* begin RECORDS FOR THIS TASK *
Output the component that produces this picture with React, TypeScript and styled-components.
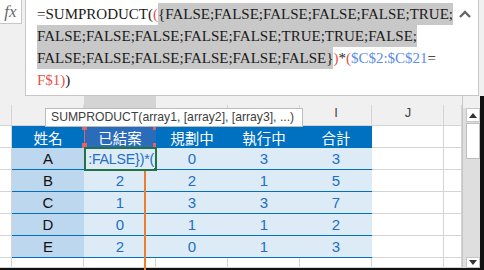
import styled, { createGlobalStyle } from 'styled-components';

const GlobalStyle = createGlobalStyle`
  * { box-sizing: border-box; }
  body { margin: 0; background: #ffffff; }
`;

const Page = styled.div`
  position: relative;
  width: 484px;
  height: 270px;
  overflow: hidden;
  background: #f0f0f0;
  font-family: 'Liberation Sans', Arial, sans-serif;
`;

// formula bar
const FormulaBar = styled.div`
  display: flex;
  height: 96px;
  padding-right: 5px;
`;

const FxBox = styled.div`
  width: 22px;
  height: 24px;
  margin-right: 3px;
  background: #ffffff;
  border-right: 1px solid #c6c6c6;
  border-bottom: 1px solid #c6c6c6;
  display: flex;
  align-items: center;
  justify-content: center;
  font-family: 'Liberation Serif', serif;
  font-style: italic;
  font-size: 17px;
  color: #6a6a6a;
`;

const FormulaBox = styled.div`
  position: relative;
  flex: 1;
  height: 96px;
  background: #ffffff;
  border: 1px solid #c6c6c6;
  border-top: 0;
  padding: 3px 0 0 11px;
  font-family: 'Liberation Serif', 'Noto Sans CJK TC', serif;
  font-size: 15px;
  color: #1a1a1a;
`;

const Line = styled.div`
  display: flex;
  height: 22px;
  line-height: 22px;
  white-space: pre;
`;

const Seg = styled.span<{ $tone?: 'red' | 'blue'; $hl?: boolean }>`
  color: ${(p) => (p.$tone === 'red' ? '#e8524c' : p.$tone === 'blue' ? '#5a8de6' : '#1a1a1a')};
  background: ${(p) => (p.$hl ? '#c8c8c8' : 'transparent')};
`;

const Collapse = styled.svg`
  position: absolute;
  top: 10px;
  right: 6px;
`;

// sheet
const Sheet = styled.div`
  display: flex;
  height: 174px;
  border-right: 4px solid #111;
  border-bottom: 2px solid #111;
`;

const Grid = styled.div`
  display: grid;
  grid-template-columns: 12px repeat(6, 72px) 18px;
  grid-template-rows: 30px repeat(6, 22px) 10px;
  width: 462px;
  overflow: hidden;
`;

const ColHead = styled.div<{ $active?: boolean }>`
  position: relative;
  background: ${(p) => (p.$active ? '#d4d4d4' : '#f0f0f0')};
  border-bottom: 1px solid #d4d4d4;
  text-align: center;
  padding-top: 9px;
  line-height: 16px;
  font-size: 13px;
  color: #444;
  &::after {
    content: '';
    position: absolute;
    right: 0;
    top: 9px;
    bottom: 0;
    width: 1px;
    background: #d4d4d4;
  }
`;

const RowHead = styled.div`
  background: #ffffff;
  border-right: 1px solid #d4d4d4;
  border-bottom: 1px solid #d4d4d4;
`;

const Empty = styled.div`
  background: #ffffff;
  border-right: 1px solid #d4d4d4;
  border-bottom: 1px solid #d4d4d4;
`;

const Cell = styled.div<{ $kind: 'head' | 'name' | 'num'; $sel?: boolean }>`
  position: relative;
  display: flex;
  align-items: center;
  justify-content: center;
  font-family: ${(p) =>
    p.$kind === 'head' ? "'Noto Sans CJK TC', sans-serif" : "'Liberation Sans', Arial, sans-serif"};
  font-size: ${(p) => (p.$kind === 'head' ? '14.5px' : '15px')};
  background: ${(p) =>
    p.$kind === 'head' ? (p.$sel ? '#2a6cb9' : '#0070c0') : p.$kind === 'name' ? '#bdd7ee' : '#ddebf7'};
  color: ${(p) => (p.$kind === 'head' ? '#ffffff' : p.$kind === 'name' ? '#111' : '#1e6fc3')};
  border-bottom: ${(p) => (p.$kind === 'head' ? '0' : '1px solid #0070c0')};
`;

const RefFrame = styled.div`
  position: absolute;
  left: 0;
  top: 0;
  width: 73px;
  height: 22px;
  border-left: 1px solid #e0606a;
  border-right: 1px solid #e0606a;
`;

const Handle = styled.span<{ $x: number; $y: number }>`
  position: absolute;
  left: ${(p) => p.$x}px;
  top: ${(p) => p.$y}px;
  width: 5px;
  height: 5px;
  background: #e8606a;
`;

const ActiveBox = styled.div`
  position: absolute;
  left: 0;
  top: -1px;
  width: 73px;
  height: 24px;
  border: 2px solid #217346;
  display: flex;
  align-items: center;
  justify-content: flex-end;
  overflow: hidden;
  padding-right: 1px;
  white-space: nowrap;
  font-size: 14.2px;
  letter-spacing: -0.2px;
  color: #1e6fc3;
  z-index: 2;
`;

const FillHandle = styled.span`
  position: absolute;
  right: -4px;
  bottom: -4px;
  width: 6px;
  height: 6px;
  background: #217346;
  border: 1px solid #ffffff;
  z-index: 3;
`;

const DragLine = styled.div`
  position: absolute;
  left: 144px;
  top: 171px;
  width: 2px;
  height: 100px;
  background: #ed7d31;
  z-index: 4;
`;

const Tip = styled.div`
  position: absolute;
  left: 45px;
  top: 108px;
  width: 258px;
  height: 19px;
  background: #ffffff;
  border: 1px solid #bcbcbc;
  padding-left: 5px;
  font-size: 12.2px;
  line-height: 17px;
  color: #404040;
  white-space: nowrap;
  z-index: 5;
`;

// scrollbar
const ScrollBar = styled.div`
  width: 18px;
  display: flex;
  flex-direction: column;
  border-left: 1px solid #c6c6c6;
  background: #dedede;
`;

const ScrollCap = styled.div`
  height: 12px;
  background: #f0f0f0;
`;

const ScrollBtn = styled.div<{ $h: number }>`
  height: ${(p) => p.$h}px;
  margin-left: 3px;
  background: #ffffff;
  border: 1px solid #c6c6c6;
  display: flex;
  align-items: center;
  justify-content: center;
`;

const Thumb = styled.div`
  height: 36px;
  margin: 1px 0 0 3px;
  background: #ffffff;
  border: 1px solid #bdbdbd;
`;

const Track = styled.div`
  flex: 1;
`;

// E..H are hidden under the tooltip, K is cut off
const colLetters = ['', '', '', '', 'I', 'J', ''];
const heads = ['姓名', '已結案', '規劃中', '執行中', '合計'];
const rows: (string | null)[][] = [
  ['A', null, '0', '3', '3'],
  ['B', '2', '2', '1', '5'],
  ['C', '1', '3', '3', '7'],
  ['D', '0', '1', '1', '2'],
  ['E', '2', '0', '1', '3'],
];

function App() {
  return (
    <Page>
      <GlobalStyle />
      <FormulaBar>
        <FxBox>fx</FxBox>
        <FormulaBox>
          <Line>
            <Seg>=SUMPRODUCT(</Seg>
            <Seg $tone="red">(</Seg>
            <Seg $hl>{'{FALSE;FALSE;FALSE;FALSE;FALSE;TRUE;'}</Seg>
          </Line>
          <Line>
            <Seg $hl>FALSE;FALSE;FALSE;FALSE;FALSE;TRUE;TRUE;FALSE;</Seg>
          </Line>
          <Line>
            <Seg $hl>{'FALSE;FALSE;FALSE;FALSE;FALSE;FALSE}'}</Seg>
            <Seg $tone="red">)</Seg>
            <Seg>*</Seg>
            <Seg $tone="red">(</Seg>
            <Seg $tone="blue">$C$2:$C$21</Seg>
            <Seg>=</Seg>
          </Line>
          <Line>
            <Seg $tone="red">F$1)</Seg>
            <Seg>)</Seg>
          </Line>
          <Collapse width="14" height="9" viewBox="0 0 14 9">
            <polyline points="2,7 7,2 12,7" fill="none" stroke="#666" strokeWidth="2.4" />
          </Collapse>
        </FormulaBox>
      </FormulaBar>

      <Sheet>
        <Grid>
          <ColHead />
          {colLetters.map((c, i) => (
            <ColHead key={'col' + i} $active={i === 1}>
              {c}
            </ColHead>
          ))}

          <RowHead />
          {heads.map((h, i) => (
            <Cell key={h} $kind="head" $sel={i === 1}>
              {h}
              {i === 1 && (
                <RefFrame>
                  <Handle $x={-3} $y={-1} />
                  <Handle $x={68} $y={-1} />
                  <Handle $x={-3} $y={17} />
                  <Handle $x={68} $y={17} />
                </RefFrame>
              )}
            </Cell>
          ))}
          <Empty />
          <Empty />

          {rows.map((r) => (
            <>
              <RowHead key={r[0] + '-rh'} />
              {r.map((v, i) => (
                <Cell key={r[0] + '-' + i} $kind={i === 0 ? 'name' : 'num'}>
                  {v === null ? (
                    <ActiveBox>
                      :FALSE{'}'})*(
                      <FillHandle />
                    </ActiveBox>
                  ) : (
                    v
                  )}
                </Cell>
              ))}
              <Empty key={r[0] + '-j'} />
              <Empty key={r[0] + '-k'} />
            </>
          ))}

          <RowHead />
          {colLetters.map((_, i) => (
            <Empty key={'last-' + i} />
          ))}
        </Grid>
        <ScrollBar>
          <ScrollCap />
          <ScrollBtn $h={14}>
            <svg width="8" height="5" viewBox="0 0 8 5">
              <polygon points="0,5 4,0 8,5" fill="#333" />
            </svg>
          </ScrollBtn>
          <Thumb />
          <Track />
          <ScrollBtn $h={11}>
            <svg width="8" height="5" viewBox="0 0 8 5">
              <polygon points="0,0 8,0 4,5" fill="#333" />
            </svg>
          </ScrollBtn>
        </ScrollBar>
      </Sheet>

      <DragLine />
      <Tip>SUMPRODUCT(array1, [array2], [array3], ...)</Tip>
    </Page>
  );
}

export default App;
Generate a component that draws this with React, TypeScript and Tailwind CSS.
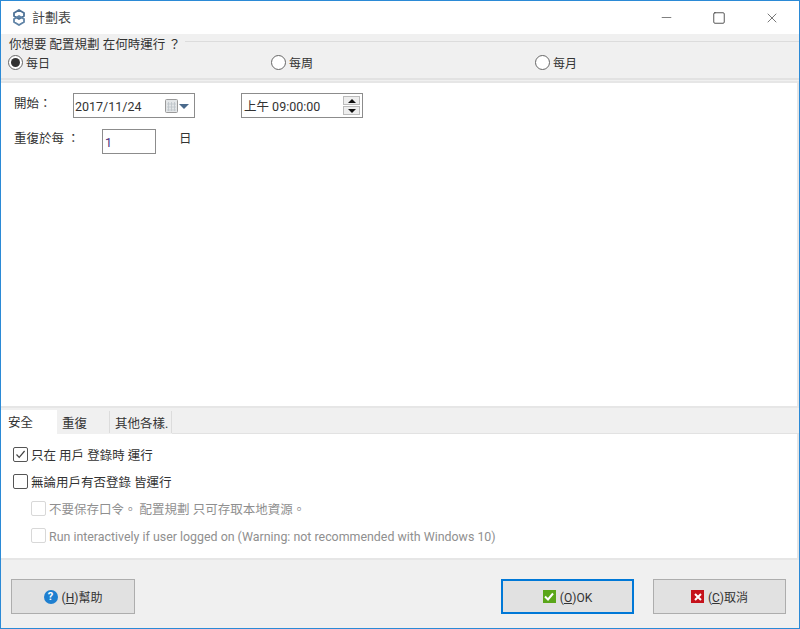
* end RECORDS FOR THIS TASK *
> **EXERCISE DETAILS**: Each line that holds the word "components" is to be copied.

> **WRITTEN RESPONSE**:
Output the component that produces this picture with React, TypeScript and styled-components.
import styled, { createGlobalStyle } from 'styled-components';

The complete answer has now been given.